To see this, note that $$ \RHom_{D_c(M)}(i_* \RR_N, i_* \RR_N) = \RHom_{D_c(N)}(i^* i_* \RR_N, \RR_N) = \RHom_{D_c(N)}(\RR_N, \RR_N) = \C{N} $$ while

Sub-Claim: Letting $\stackrel{h}\times_M$ denote the homotopy fiber product, $$ \RHom_{A_M}(\gamma_M(i_* \RR_N), \gamma_M(i_* \RR_N)) =\RHom_{\C{M}}\left(\C{N}, \C{N}\right) \approx C_{\bullet}\left(N \stackrel{h}\times_M N\right)[-n] $$

Assuming the sub-claim: to conclude it suffices to produce homology classes on $\Omega M$ in arbitrarily positive degrees, whose images under the composite $$ H(\Omega M) \to H_*(N \stackrel{h}\times_M N) \to H_*(\Omega (M/N)) $$ are non-zero. I think the following should do this upon filling in the details: Equip $M$ with a base-point in $N$, take some non-zero element of $\pi_i M$, with $i \geq 2$, that remains non-zero in $\pi_i (M/N)$. Use it to produce an $(i-1)$-homology class on $\Omega M$, and then take its Pontrjagin products.

Sketch of sub-claim: Underlying the Eilenberg-Moore spectral sequence is the statement that, letting $\boxtimes$ denote derived co-tensor of co-modules over a co-algebra, $$ C_\bullet(N) \boxtimes_{C_\bullet(M)} C_\bullet(N) \approx C_\bullet(N \stackrel{h}\times_M N) $$ Poincare duality gives an equivalence $\C{N} \approx C_\bullet(N)[-n]$ of $\C{M}$-modules (or $C_\bullet(M)$-comodules). It remains to identify $$ \RHom_{\C{M}}(\C{N}, \C{N}) \approx C_\bullet(N) \boxtimes_{C_\bullet(M)} \C{N} $$ by term-wise identifying the co-simplicial cobar constructions on both sides.

Example: Note that if $N = \pt$ the sub-claim is a familiar statement in Koszul duality: That for $M$ simply-connected $\RHom_{\C{M}}(\RR,\RR) \approx C_\bullet(\Omega M)$. In certain cases, e.g. $M = S^{2k+1}$, you can just see it. As an aside: $C_\bullet(\Omega M)\mod$ knows about all locally-constant things, not just local systems finitely-buildable from the trivial one. (But will run into the same issues if you try to include submanifolds without explicitly adding in extra generators for the strata.)

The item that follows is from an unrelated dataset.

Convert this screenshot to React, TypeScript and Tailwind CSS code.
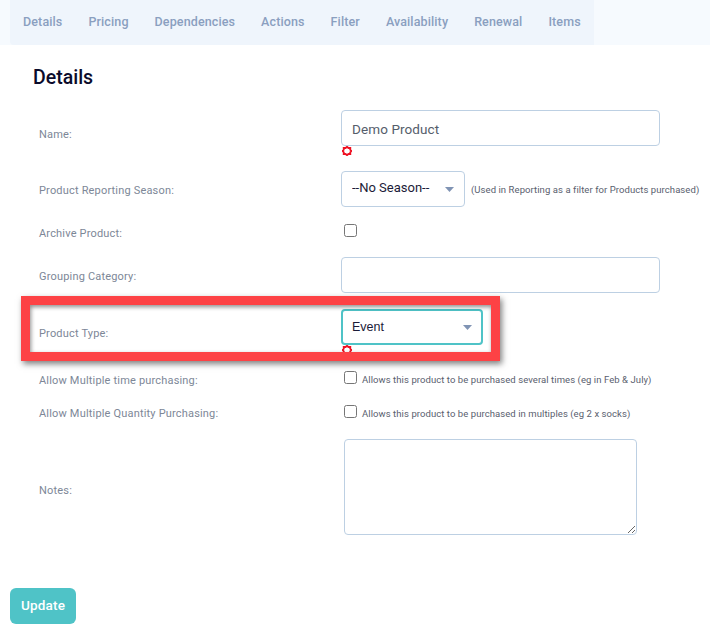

Remark: Though $\gamma_M$ is not fully-faithful here, it does get the maps into/out of $\RR_M$ right. Logic as above shows that $$ \RHom_D(\RR_M, i_* \RR_N) = \C{N} = \RHom_{\C{M}}(\C{M}, \C{N}) $$ and then Verdier Duality (for $D_c(M)$) + something like Grothendieck Duality (for $\C{M}$) give the other direction as well.